On the network front, Kalyanaraman said AWS has long built its own commodity switches and in 2019 rolled out its own Elastic Fabric Adapter network interface which uses the Scalable Reliable Datagram low-latency transport protocol. The key there, he said, is that this means AWS isn’t limited by proprietary protocols (ahem, InfiniBand).
The vast majority of its switches today support 12.8 Tbps. Kalyanaraman said its next-gen switches will ramp that up to 51.2 Tbps.
Beyond the switches, it has also built commodity optics to avoid using OEM optics and has worked with EML providers as well as laser and transponder providers to ensure it can mix and match optical components and “not be beholden to a single provider.” And in case you were wondering, it runs 400G optics that provide 100G of bandwidth per lane.

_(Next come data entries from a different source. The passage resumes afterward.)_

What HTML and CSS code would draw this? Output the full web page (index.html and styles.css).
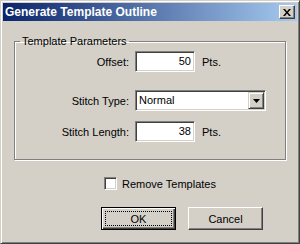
FILE: index.html
```html
<!DOCTYPE html>
<html lang="en">
<head>
  <meta charset="UTF-8" />
  <title>Generate Template Outline</title>
  <link rel="stylesheet" href="styles.css">
</head>
<body>

<div class="window">
  <div class="titlebar">
    <span class="title">Generate Template Outline</span>
    <button class="close-btn" aria-label="Close">
      <svg width="8" height="7" viewBox="0 0 8 7"><path d="M0 0h2l2 2.5 2-2.5h2l-3 3.5 3 3.5h-2l-2-2.5-2 2.5h-2l3-3.5z"/></svg>
    </button>
  </div>

  <div class="dialog-body">
    <fieldset class="group">
      <legend>Template Parameters</legend>

      <div class="field-row field-row-first">
        <label class="field-label">Offset:</label>
        <div class="edit">50</div>
        <span class="unit">Pts.</span>
      </div>

      <div class="field-row field-row-second">
        <label class="field-label">Stitch Type:</label>
        <div class="combo">
          <span class="combo-value">Normal</span>
          <span class="combo-btn">
            <svg width="7" height="4" viewBox="0 0 7 4"><path d="M0 0h7l-3.5 4z"/></svg>
          </span>
        </div>
      </div>

      <div class="field-row">
        <label class="field-label">Stitch Length:</label>
        <div class="edit">38</div>
        <span class="unit">Pts.</span>
      </div>
    </fieldset>

    <label class="check-row">
      <span class="checkbox"></span>
      Remove Templates
    </label>

    <div class="buttons">
      <button class="btn btn-default"><span class="focus-ring">OK</span></button>
      <button class="btn"><span class="btn-label">Cancel</span></button>
    </div>
  </div>
</div>

</body>
</html>
```

FILE: styles.css
```css
body {
  margin: 0;
  background: #d4d0c8;
}

.window {
  width: 300px;
  height: 244px;
  box-sizing: border-box;
  background: #d4d0c8;
  border: 1px solid;
  border-color: #d4d0c8 #404040 #404040 #d4d0c8;
  box-shadow: inset 1px 1px #fff, inset -1px -1px #808080;
  padding: 2px;
  display: flex;
  flex-direction: column;
  font: 11px "Liberation Sans", Arial, sans-serif;
  color: #000;
}

.titlebar {
  height: 18px;
  flex: none;
  display: flex;
  align-items: center;
  justify-content: space-between;
  padding: 0 2px;
  background: linear-gradient(to right, #0a246a, #a6caf0);
}

.title {
  color: #fff;
  font-weight: bold;
  font-size: 12px;
}

.close-btn {
  width: 16px;
  height: 14px;
  padding: 0;
  background: #d4d0c8;
  border: 1px solid;
  border-color: #fff #404040 #404040 #fff;
  box-shadow: inset -1px -1px #808080;
  display: flex;
  align-items: center;
  justify-content: center;
}

.dialog-body {
  display: flex;
  flex-direction: column;
  padding: 0 11px;
}

.group {
  width: 272px;
  box-sizing: border-box;
  margin: 14px 0 0;
  padding: 3px 0 17px;
  border: 1px solid #808080;
  box-shadow: inset 1px 1px #fff, 1px 1px #fff;
}

.group legend {
  margin-left: 5px;
  padding: 0 2px;
  line-height: 13px;
}

.field-row {
  display: flex;
  align-items: center;
  height: 21px;
  margin-bottom: 10px;
}

.field-row:last-child {
  margin-bottom: 0;
}

.field-row-first {
  margin-bottom: 18px;
}

.field-label {
  width: 114px;
  text-align: right;
  margin-right: 6px;
}

.edit,
.combo {
  height: 21px;
  box-sizing: border-box;
  background: #fff;
  border: 1px solid;
  border-color: #808080 #fff #fff #808080;
  box-shadow: inset 1px 1px #404040, inset -1px -1px #d4d0c8;
  padding: 1px;
}

.edit {
  width: 60px;
  text-align: right;
  padding-right: 3px;
  line-height: 17px;
}

.unit {
  margin-left: 7px;
}

.combo {
  width: 131px;
  display: flex;
  align-items: stretch;
}

.combo-value {
  flex: 1;
  padding-left: 2px;
  line-height: 17px;
}

.combo-btn {
  width: 16px;
  box-sizing: border-box;
  background: #d4d0c8;
  border: 1px solid;
  border-color: #d4d0c8 #404040 #404040 #d4d0c8;
  box-shadow: inset 1px 1px #fff, inset -1px -1px #808080;
  display: flex;
  align-items: center;
  justify-content: center;
}

.check-row {
  display: flex;
  align-items: center;
  margin: 17px 0 0 90px;
}

.checkbox {
  width: 13px;
  height: 13px;
  box-sizing: border-box;
  background: #fff;
  border: 1px solid;
  border-color: #808080 #fff #fff #808080;
  box-shadow: inset 1px 1px #404040, inset -1px -1px #d4d0c8;
  margin-right: 5px;
}

.buttons {
  display: flex;
  gap: 12px;
  margin: 17px 0 0 87px;
}

.btn {
  width: 75px;
  height: 23px;
  box-sizing: border-box;
  padding: 3px;
  background: #d4d0c8;
  border: 1px solid;
  border-color: #fff #404040 #404040 #fff;
  box-shadow: inset -1px -1px #808080;
  font: inherit;
  color: #000;
  display: flex;
}

.btn-default {
  border-color: #000;
  box-shadow: inset 1px 1px #fff, inset -1px -1px #404040, inset -2px -2px #808080;
}

.focus-ring,
.btn-label {
  flex: 1;
  display: flex;
  align-items: center;
  justify-content: center;
  border: 1px dotted transparent;
}

.focus-ring {
  border-color: #000;
}
```
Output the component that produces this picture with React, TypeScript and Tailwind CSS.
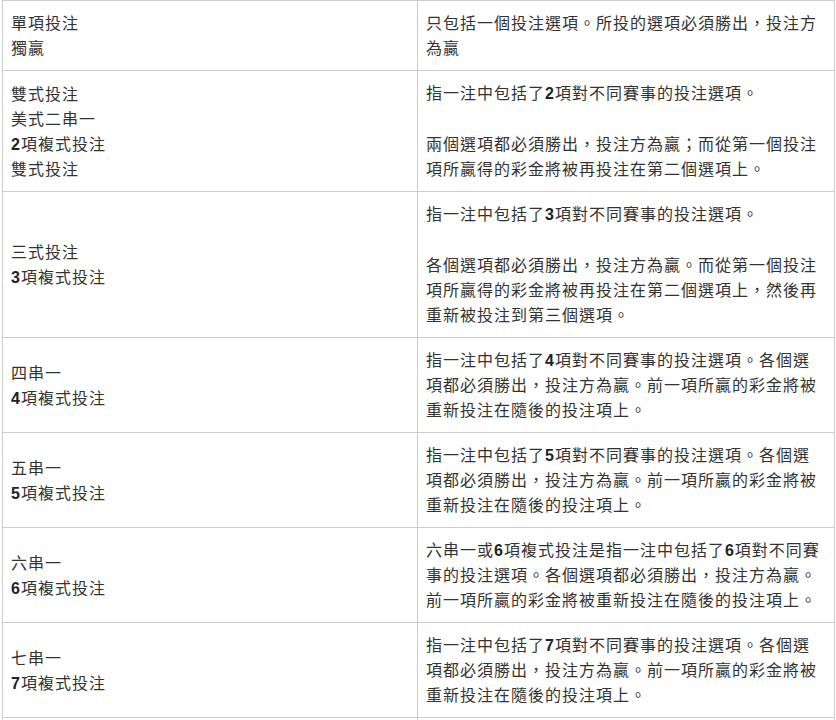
import React from "react";

type Row = { left: React.ReactNode[]; right: React.ReactNode[] };

const B = ({ children }: { children: React.ReactNode }) => (
  <b className="font-bold text-[#222]">{children}</b>
);

const rows: Row[] = [
  {
    left: ["單項投注", "獨贏"],
    right: ["只包括一個投注選項。所投的選項必須勝出，投注方為贏"],
  },
  {
    left: [
      "雙式投注",
      "美式二串一",
      <>
        <B>2</B>項複式投注
      </>,
      "雙式投注",
    ],
    right: [
      <>
        指一注中包括了<B>2</B>項對不同賽事的投注選項。
      </>,
      "兩個選項都必須勝出，投注方為贏；而從第一個投注項所贏得的彩金將被再投注在第二個選項上。",
    ],
  },
  {
    left: [
      "三式投注",
      <>
        <B>3</B>項複式投注
      </>,
    ],
    right: [
      <>
        指一注中包括了<B>3</B>項對不同賽事的投注選項。
      </>,
      "各個選項都必須勝出，投注方為贏。而從第一個投注項所贏得的彩金將被再投注在第二個選項上，然後再重新被投注到第三個選項。",
    ],
  },
  {
    left: [
      "四串一",
      <>
        <B>4</B>項複式投注
      </>,
    ],
    right: [
      <>
        指一注中包括了<B>4</B>項對不同賽事的投注選項。各個選項都必須勝出，投注方為贏。前一項所贏的彩金將被重新投注在隨後的投注項上。
      </>,
    ],
  },
  {
    left: [
      "五串一",
      <>
        <B>5</B>項複式投注
      </>,
    ],
    right: [
      <>
        指一注中包括了<B>5</B>項對不同賽事的投注選項。各個選項都必須勝出，投注方為贏。前一項所贏的彩金將被重新投注在隨後的投注項上。
      </>,
    ],
  },
  {
    left: [
      "六串一",
      <>
        <B>6</B>項複式投注
      </>,
    ],
    right: [
      <>
        六串一或<B>6</B>項複式投注是指一注中包括了<B>6</B>項對不同賽事的投注選項。各個選項都必須勝出，投注方為贏。前一項所贏的彩金將被重新投注在隨後的投注項上。
      </>,
    ],
  },
  {
    left: [
      "七串一",
      <>
        <B>7</B>項複式投注
      </>,
    ],
    right: [
      <>
        指一注中包括了<B>7</B>項對不同賽事的投注選項。各個選項都必須勝出，投注方為贏。前一項所贏的彩金將被重新投注在隨後的投注項上。
      </>,
    ],
  },
];

export default function App() {
  return (
    <div className="bg-white w-[836px] h-[720px] overflow-hidden">
      <table
        className="ml-[2px] w-[832px] border-collapse table-fixed text-[16px] leading-[25px] tracking-[1px] text-[#333]"
        style={{ fontFamily: '"Liberation Sans", "Noto Sans CJK TC", sans-serif' }}
      >
        <colgroup>
          <col className="w-[415px]" />
          <col className="w-[417px]" />
        </colgroup>
        <tbody>
          {rows.map((r, i) => (
            <tr key={i}>
              <td className="border border-[#cccccc] align-middle pl-[8px] pr-[8px] pt-[10px] pb-[9px]">
                {r.left.map((l, j) => (
                  <div key={j}>{l}</div>
                ))}
              </td>
              <td className="border border-[#cccccc] align-middle pl-[8px] pr-[8px] pt-[10px] pb-[9px]">
                {r.right.map((p, j) => (
                  <p key={j} className={j > 0 ? "mt-[26px]" : ""}>
                    {p}
                  </p>
                ))}
              </td>
            </tr>
          ))}
          <tr>
            <td className="border border-[#cccccc] h-[40px]"></td>
            <td className="border border-[#cccccc] h-[40px]"></td>
          </tr>
        </tbody>
      </table>
    </div>
  );
}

In terms of rack positioning, Kalyanaraman said AWS is carefully planning layouts to avoid stranding a precious resource: power.
What does this mean? Well, a data center doesn’t just have racks and servers for AI. It also has racks and servers for memory, storage and general-purpose compute, each of which draws a different amount of power. When you have an expected amount of power going to your aisles, you want to maximize how much power is drawn in each.
If you put all your AI servers and racks in one aisle, that would mean other aisles with storage servers, for instance, might not use all the power available to them. And boom, then you’re stuck with stranded power. So, it ends up being a bit like Tetris in that it’s a giant packing game.
“You have to think through what’s the forecast, how many racks do we expect to land over the future weeks and months, and then you have to precisely pack,” he said.
Though they may seem unrelated, all the aforementioned pieces – cooling, power utilization and networking – are all part of a bigger puzzle AWS is putting together.
According to Kalyanaraman, they’re all part of the company’s plan to improve efficiency and achieve carbon neutrality by 2040. Who’d have thought?